Published
Interview with Johan Norberg, author of ‘Progress – Ten Reasons to Look Forward to the Future’
By: Guest Author
Subjects: WTO and Globalisation
ECIPE: In the current age of misery there is this feeling that the world is getting darker and that the sky is about to fall down. You chronicle and detail a radically different view. What is the story of Progress?
Johan Norberg: We complain about everything, while we are sitting here, better fed, more literate, and richer than ever. You might not guess it by following the news, but by almost every indicator, this is a golden age of human development. Life expectancy has increased by twice as much in the last 100 years as it did over the previous 100,000 years.
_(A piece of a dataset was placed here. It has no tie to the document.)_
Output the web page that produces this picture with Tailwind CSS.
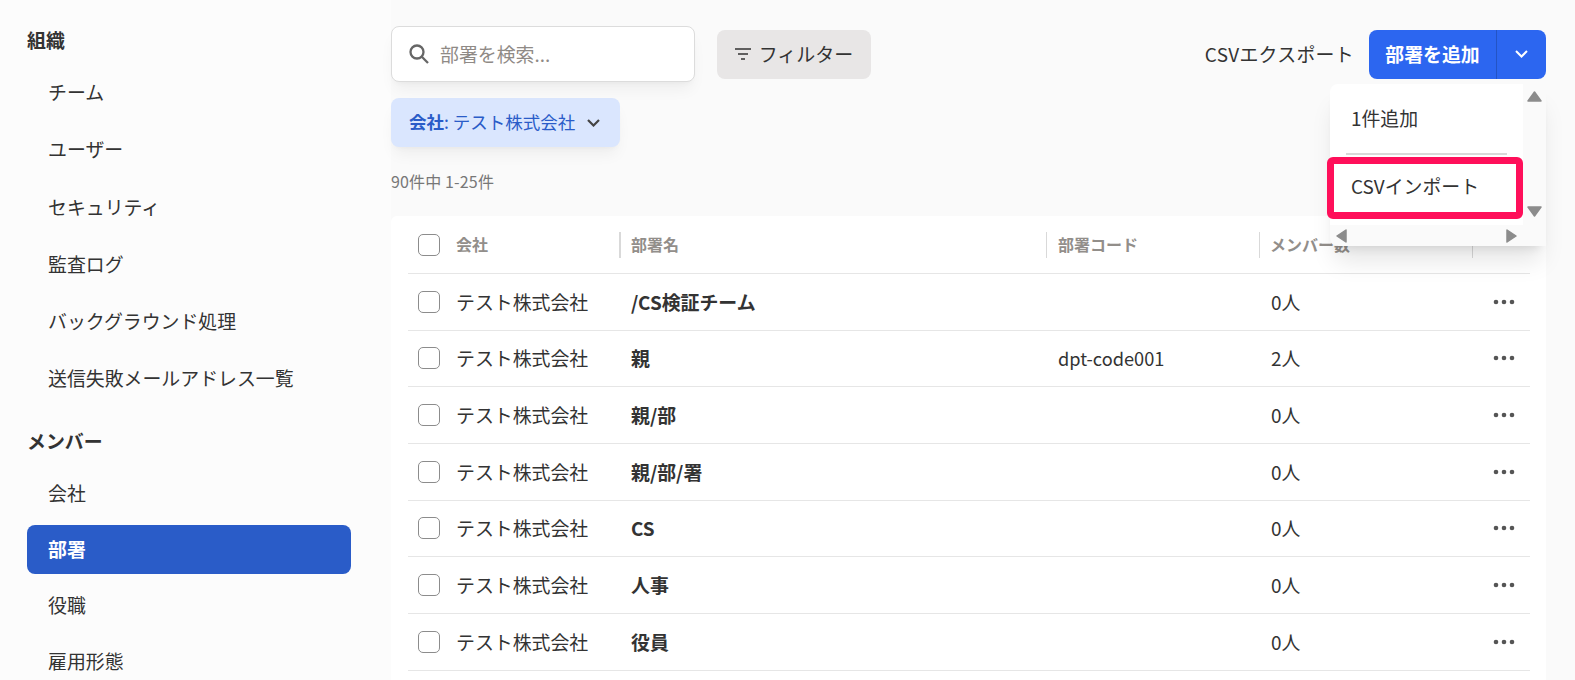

Extreme poverty has been reduced from 37 to around 10 percent in just 25 years. Every minute, another 100 people rise out of poverty.
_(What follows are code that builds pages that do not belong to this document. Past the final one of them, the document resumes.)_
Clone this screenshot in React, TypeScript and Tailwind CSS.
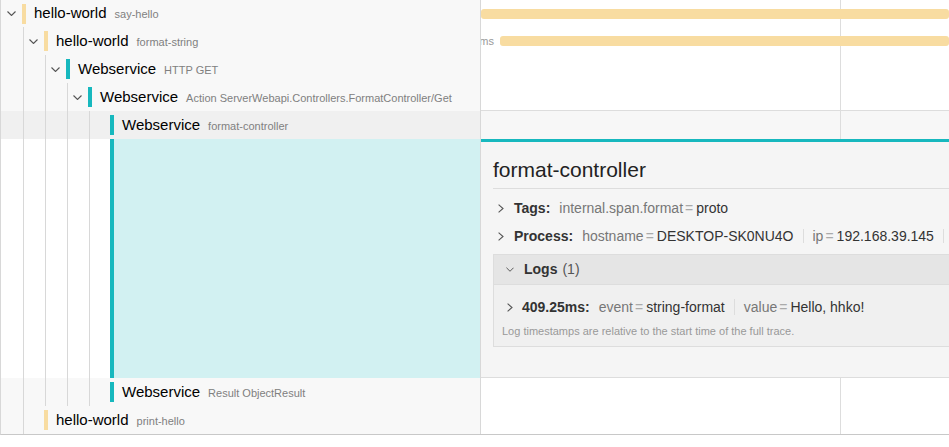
import React from "react";

type SpanRow = {
  depth: number;
  service: string;
  operation: string;
  accent: string;
  hasChildren: boolean;
  selected?: boolean;
  height?: string;
  bar?: { offset: number; label?: string };
};

const spans: SpanRow[] = [
  { depth: 0, service: "hello-world", operation: "say-hello", accent: "bg-[#f8dca1]", hasChildren: true, height: "h-[27px]", bar: { offset: 0 } },
  { depth: 1, service: "hello-world", operation: "format-string", accent: "bg-[#f8dca1]", hasChildren: true, bar: { offset: 19, label: "409.37ms" } },
  { depth: 2, service: "Webservice", operation: "HTTP GET", accent: "bg-[#17b8be]", hasChildren: true },
  { depth: 3, service: "Webservice", operation: "Action ServerWebapi.Controllers.FormatController/Get", accent: "bg-[#17b8be]", hasChildren: true },
  { depth: 4, service: "Webservice", operation: "format-controller", accent: "bg-[#17b8be]", hasChildren: false, selected: true },
];

const after: SpanRow[] = [
  { depth: 4, service: "Webservice", operation: "Result ObjectResult", accent: "bg-[#17b8be]", hasChildren: false },
  { depth: 1, service: "hello-world", operation: "print-hello", accent: "bg-[#f8dca1]", hasChildren: false },
];

function ChevronDown({ className = "" }: { className?: string }) {
  return (
    <svg width="9" height="5" viewBox="0 0 9 5" className={`shrink-0 ${className}`} aria-hidden="true">
      <polyline points="0.5,0.5 4.5,4.5 8.5,0.5" fill="none" stroke="#555" strokeWidth="1.1" />
    </svg>
  );
}

function ChevronRight() {
  return (
    <svg width="6" height="9" viewBox="0 0 6 9" className="shrink-0" aria-hidden="true">
      <polyline points="0.6,0.6 5,4.5 0.6,8.4" fill="none" stroke="#555" strokeWidth="1.1" />
    </svg>
  );
}

function IndentGuides({ count }: { count: number }) {
  return (
    <>
      {Array.from({ length: count }).map((_, i) => (
        <span key={i} className="flex w-[22px] shrink-0 justify-end self-stretch">
          <span className="w-px bg-[#d8d8d8]" />
        </span>
      ))}
    </>
  );
}

function Row({ span }: { span: SpanRow }) {
  return (
    <div className={`flex ${span.height ?? "h-7"}`}>
      {/* name column */}
      <div
        className={`flex w-[480px] shrink-0 items-center border-r border-[#d8d8d8] pl-px ${
          span.selected ? "bg-[#f0f0f0]" : "bg-[#f8f8f8]"
        }`}
      >
        <IndentGuides count={span.depth} />
        <span className="flex w-5 shrink-0 items-center pl-[5px]">
          {span.hasChildren && <ChevronDown />}
        </span>
        <span className={`h-5 w-1 shrink-0 ${span.accent}`} />
        <span className="ml-2 flex items-baseline whitespace-nowrap">
          <span className="text-[15px] text-black">{span.service}</span>
          <span className="ml-2 text-[11px] text-[#808080]">{span.operation}</span>
        </span>
      </div>

      {/* timeline column */}
      <div
        className={`relative flex flex-1 items-center overflow-hidden ${
          span.selected ? "bg-[#f7f7f7] shadow-[0_-1px_0_#dddddd]" : "bg-white"
        }`}
      >
        <span className="absolute inset-y-0 left-[359px] w-px bg-[#dddddd]" />
        {span.bar && (
          <div
            className="relative h-[10px] flex-1 rounded-[3px] bg-[#f8dca1]"
            style={{ marginLeft: span.bar.offset }}
          >
            {span.bar.label && (
              <span className="absolute right-full top-1/2 mr-[6px] -translate-y-1/2 whitespace-nowrap text-[11px] leading-none text-[#999]">
                {span.bar.label}
              </span>
            )}
          </div>
        )}
      </div>
    </div>
  );
}

function KeyValue({ k, v }: { k: string; v: string }) {
  return (
    <span className="shrink-0 px-[9px]">
      <span className="text-[#777]">{k}</span>
      <span className="ml-[2px] mr-[3px] text-[#aaa]">=</span>
      <span className="text-[#333]">{v}</span>
    </span>
  );
}

function Divider({ h = "h-[14px]" }: { h?: string }) {
  return <span className={`w-px shrink-0 bg-[#dddddd] ${h}`} />;
}

function SpanDetail() {
  return (
    <div className="flex h-[239px]">
      <div className="flex w-[480px] shrink-0 border-r border-[#d8d8d8] bg-white pl-px">
        <IndentGuides count={4} />
        <span className="w-5 shrink-0" />
        <span className="w-1 shrink-0 bg-[#17b8be]" />
        <span className="flex-1 bg-[#d2f1f2]" />
      </div>

      <div className="min-w-0 flex-1 overflow-hidden border-t-[3px] border-b border-t-[#17b8be] border-b-[#dddddd] bg-[#f5f5f5] pl-3 pt-[15px]">
        <div className="w-[640px] whitespace-nowrap text-[14px]">
          <h2 className="border-b border-[#dddddd] pb-[6px] text-[21px] leading-[25px] text-[#222]">
            format-controller
          </h2>

          <div className="flex flex-col gap-2 pb-2 pt-[9px]">
            <div className="flex h-5 items-center pl-[5px]">
              <ChevronRight />
              <strong className="ml-[10px] shrink-0 font-bold text-[#333]">Tags:</strong>
              <KeyValue k="internal.span.format" v="proto" />
            </div>
            <div className="flex h-5 items-center pl-[5px]">
              <ChevronRight />
              <strong className="ml-[10px] shrink-0 font-bold text-[#333]">Process:</strong>
              <KeyValue k="hostname" v="DESKTOP-SK0NU4O" />
              <Divider />
              <KeyValue k="ip" v="192.168.39.145" />
              <Divider />
              <KeyValue k="jaeger.version" v="CSharp-0.3.7.0" />
            </div>
          </div>

          {/* Logs */}
          <div className="border border-[#dddddd]">
            <div className="flex h-[30px] items-center border-b border-[#dddddd] bg-[#e5e5e5] pl-3">
              <ChevronDown className="w-[8px]" />
              <strong className="ml-[10px] font-bold text-[#333]">Logs</strong>
              <span className="ml-[5px] text-[#555]">(1)</span>
            </div>
            <div className="bg-[#f0f0f0] pb-[7px] pl-2 pt-3">
              <div className="flex h-5 items-center pl-[5px]">
                <ChevronRight />
                <strong className="ml-[9px] shrink-0 font-bold text-[#333]">409.25ms:</strong>
                <KeyValue k="event" v="string-format" />
                <Divider h="h-[16px]" />
                <KeyValue k="value" v="Hello, hhko!" />
              </div>
              <p className="mt-[6px] text-[11px] leading-4 text-[#999]">
                Log timestamps are relative to the start time of the full trace.
              </p>
            </div>
          </div>
        </div>
      </div>
    </div>
  );
}

export default function App() {
  return (
    <div className="h-[447px] w-[949px] overflow-hidden bg-white font-['Liberation_Sans',Arial,sans-serif]">
      <div className="border-b border-l border-[#c8c8c8] border-l-[#d8d8d8]">
        {spans.map((s, i) => (
          <Row key={i} span={s} />
        ))}
        <SpanDetail />
        {after.map((s, i) => (
          <Row key={i} span={s} />
        ))}
      </div>
    </div>
  );
}
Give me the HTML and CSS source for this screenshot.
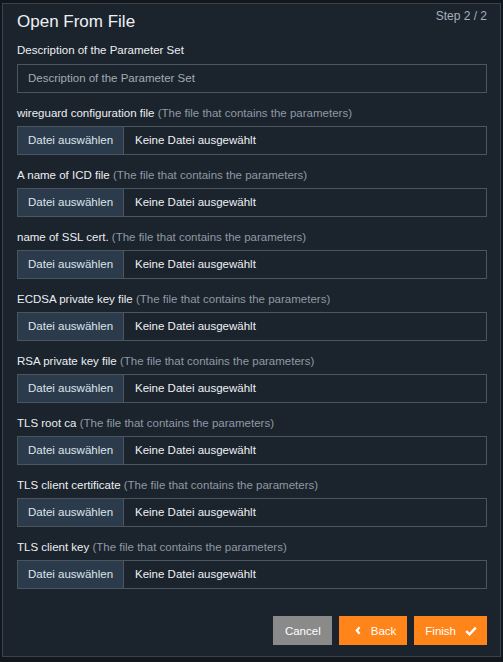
FILE: index.html
```html
<!DOCTYPE html>
<html>
<head>
<meta charset="utf-8">
<link rel="stylesheet" href="styles.css">
</head>
<body>
<div class="modal">
  <div class="header">
    <h1 class="title">Open From File</h1>
    <span class="step">Step 2 / 2</span>
  </div>
  <div class="group">
    <div class="label">Description of the Parameter Set</div>
    <div class="input">Description of the Parameter Set</div>
  </div>
  <div class="group">
    <div class="label">wireguard configuration file <span class="hint">(The file that contains the parameters)</span></div>
    <div class="file"><span class="file-btn">Datei auswählen</span><span class="file-name">Keine Datei ausgewählt</span></div>
  </div>
  <div class="group">
    <div class="label">A name of ICD file <span class="hint">(The file that contains the parameters)</span></div>
    <div class="file"><span class="file-btn">Datei auswählen</span><span class="file-name">Keine Datei ausgewählt</span></div>
  </div>
  <div class="group">
    <div class="label">name of SSL cert. <span class="hint">(The file that contains the parameters)</span></div>
    <div class="file"><span class="file-btn">Datei auswählen</span><span class="file-name">Keine Datei ausgewählt</span></div>
  </div>
  <div class="group">
    <div class="label">ECDSA private key file <span class="hint">(The file that contains the parameters)</span></div>
    <div class="file"><span class="file-btn">Datei auswählen</span><span class="file-name">Keine Datei ausgewählt</span></div>
  </div>
  <div class="group">
    <div class="label">RSA private key file <span class="hint">(The file that contains the parameters)</span></div>
    <div class="file"><span class="file-btn">Datei auswählen</span><span class="file-name">Keine Datei ausgewählt</span></div>
  </div>
  <div class="group">
    <div class="label">TLS root ca <span class="hint">(The file that contains the parameters)</span></div>
    <div class="file"><span class="file-btn">Datei auswählen</span><span class="file-name">Keine Datei ausgewählt</span></div>
  </div>
  <div class="group">
    <div class="label">TLS client certificate <span class="hint">(The file that contains the parameters)</span></div>
    <div class="file"><span class="file-btn">Datei auswählen</span><span class="file-name">Keine Datei ausgewählt</span></div>
  </div>
  <div class="group">
    <div class="label">TLS client key <span class="hint">(The file that contains the parameters)</span></div>
    <div class="file"><span class="file-btn">Datei auswählen</span><span class="file-name">Keine Datei ausgewählt</span></div>
  </div>
  <div class="footer">
    <button class="btn btn-cancel">Cancel</button>
    <button class="btn btn-orange btn-back"><svg class="ico-back" width="6" height="9" viewBox="0 0 6 9"><path d="M4.6 1.2 L1.8 4.5 L4.6 7.8" fill="none" stroke="#fff" stroke-width="2.2"/></svg>Back</button>
    <button class="btn btn-orange btn-finish">Finish<svg class="ico-check" width="12" height="10" viewBox="0 0 12 10"><path d="M1.2 5.2 L4.5 8.3 L10.8 1.6" fill="none" stroke="#fff" stroke-width="2.4"/></svg></button>
  </div>
</div>
</body>
</html>
```
FILE: styles.css
```css
html, body {
  margin: 0;
  padding: 0;
}
body {
  background: #12171d;
  font-family: "Liberation Sans", Arial, sans-serif;
  font-size: 11.5px;
  color: #e8ebee;
  width: 503px;
  height: 662px;
  overflow: hidden;
}
.modal {
  margin: 3px 2px 0 2px;
  height: 654px;
  box-sizing: border-box;
  border: 1px solid #3a434c;
  background: #1b232d;
  padding: 7px 13px 0 14px;
  display: flex;
  flex-direction: column;
}
.header {
  display: flex;
  justify-content: space-between;
  align-items: flex-start;
  height: 21px;
  margin-bottom: 11px;
}
.title {
  margin: 1px 0 0 0;
  font-size: 17px;
  font-weight: normal;
  line-height: 20px;
  color: #eef1f4;
}
.step {
  font-size: 12px;
  line-height: 14px;
  color: #a6b0ba;
  margin-top: -2px;
}
.group {
  margin-bottom: 13px;
}
.label {
  line-height: 14px;
  margin-bottom: 7px;
  color: #eceff2;
}
.group + .group .label {
  margin-bottom: 6px;
}
.hint {
  color: #8f99a4;
}
.input {
  height: 29px;
  box-sizing: border-box;
  border: 1px solid #4b5560;
  padding: 0 10px;
  line-height: 27px;
  color: #a3abb4;
}
.file {
  height: 29px;
  box-sizing: border-box;
  border: 1px solid #4b5560;
  display: flex;
  line-height: 27px;
}
.file-btn {
  width: 106px;
  box-sizing: border-box;
  background: #2b3b4c;
  border-right: 1px solid #4b5560;
  padding-left: 10px;
  color: #dfe4e9;
}
.file-name {
  padding-left: 11px;
  color: #eef1f4;
}
.footer {
  margin-top: 14px;
  display: flex;
  justify-content: flex-end;
  gap: 7px;
}
.btn {
  height: 29px;
  border: none;
  font-family: "Liberation Sans", Arial, sans-serif;
  font-size: 11.5px;
  color: #ffffff;
  display: flex;
  align-items: center;
  padding: 0;
  cursor: pointer;
}
.btn-cancel {
  background: #8a8a8a;
  padding: 0 11px 0 12px;
}
.btn-orange {
  background: #ff8419;
}
.btn-back {
  padding: 0 11px 0 16px;
}
.ico-back {
  margin-right: 10px;
}
.btn-finish {
  padding: 0 10px 0 11px;
}
.ico-check {
  margin-left: 9px;
}
```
E: What explains all this progress – what have we done right in the past decades that we previously did wrong?
“Mr Norberg unleashes a tornado of evidence … This book is a blast of good sense.” The Economist
JN: In one word: Openness. In a more globalised world, people can use ideas and technologies that were developed elsewhere, and free trade has made an unprecedented level of specialisation and wealth creation possible. The fastest development by far has taken place in the countries that have integrated the most into the global economy.
E: How can we unleash even more progress – what behaviour and policies are holding us back?
JN: What is holding us back is actually our own fear. If the media and the populists convince us that the world is falling apart, we become fearful and want to protect what little we have. This fear blocks many things we need for further progress, like trade deals, opening up service sectors, innovations like GMOs and the Uberisation of the economy. This results in sluggish growth, a fear of the outside and a search for scapegoats. I think we need to understand the progress we can do, to unleash another wave of reforms.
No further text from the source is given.